Elle soutient que « cette disposition légale n’a pas été respectée dans la composition qui a jugé l’honorable Ewanga en ce que, d’abord, le Premier Président de la Cour suprême de justice, qui avait convoqué et composé les chambres réunies, ne les avait pas présidées pendant qu’il était présent dans son bureau et donc non empêché ; ensuite, un seul Président au lieu de tous les présidents comme dit la loi avait siégé ».
« Ces deux raisons suffisent pour attester de l’irrégularité de la composition. Mais curieusement, la Cour a balayé d’un revers de la main cette exception fondée. La Cour de cassation dans sa composition qui juge l’Honorable Ewanga n’a pas d’assises légales et est donc irrégulière. Et c’est dans ces conditions qu’elle procède », fait-elle remarquer.
Et de préciser : « Appelé à l’audience du 08 septembre 2014, l’Honorable Ewanga, par ses Conseils, a présenté les moyens imparables d’inconstitutionnalité de l’Ordonnance-Loi attaquée.

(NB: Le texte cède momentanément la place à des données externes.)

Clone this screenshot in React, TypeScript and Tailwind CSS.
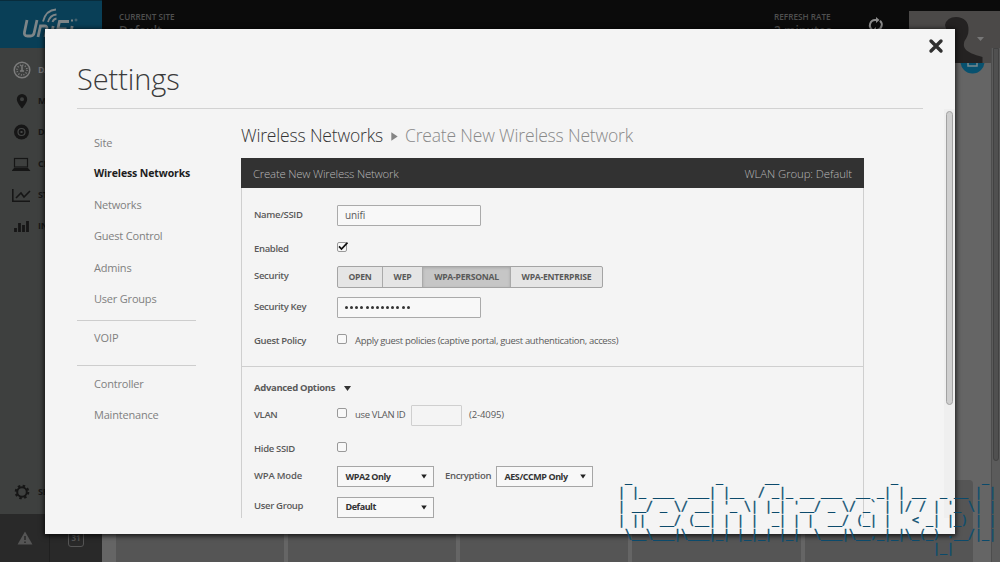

Il a indiqué, preuve à l’appui (exhibition de tous les Moniteurs congolais de 1963 et 1964) que :
- l’Ordonnance 227 du 29 septembre 1963 du Président Joseph KASA-VUBU n’a jamais été publiée ; donc inopposable à EWANGA ;
- Il n’y a jamais eu une loi autorisant le Président KASA-VUBU à prendre son Ordonnance-Loi n° 300 du 16 décembre 1963. Car, aucune trace d’elle n’existe dans le Moniteur congolais ;
- Il n’y a jamais eu comme le voulait la Constitution de l’époque une loi d’approbation de cette Ordonnance-Loi dans les 6 mois qui ont suivi sa mise en vigueur. Elle était donc devenue caduque à la date du 17 juin 1964 ».
L’UNC/Belgique fait remarquer que « cette Cour composée des Hauts magistrats n’est pas celle à laquelle on doit apprendre qu’en droit procédural congolais, les exceptions d’ordre public, telle l’exception d’inconstitutionnalité, sont soulevées ad nutum, c’est-à-dire, à tout moment de l’instance, dès lors que le jugement sur le fond de l’affaire n’est pas rendu ».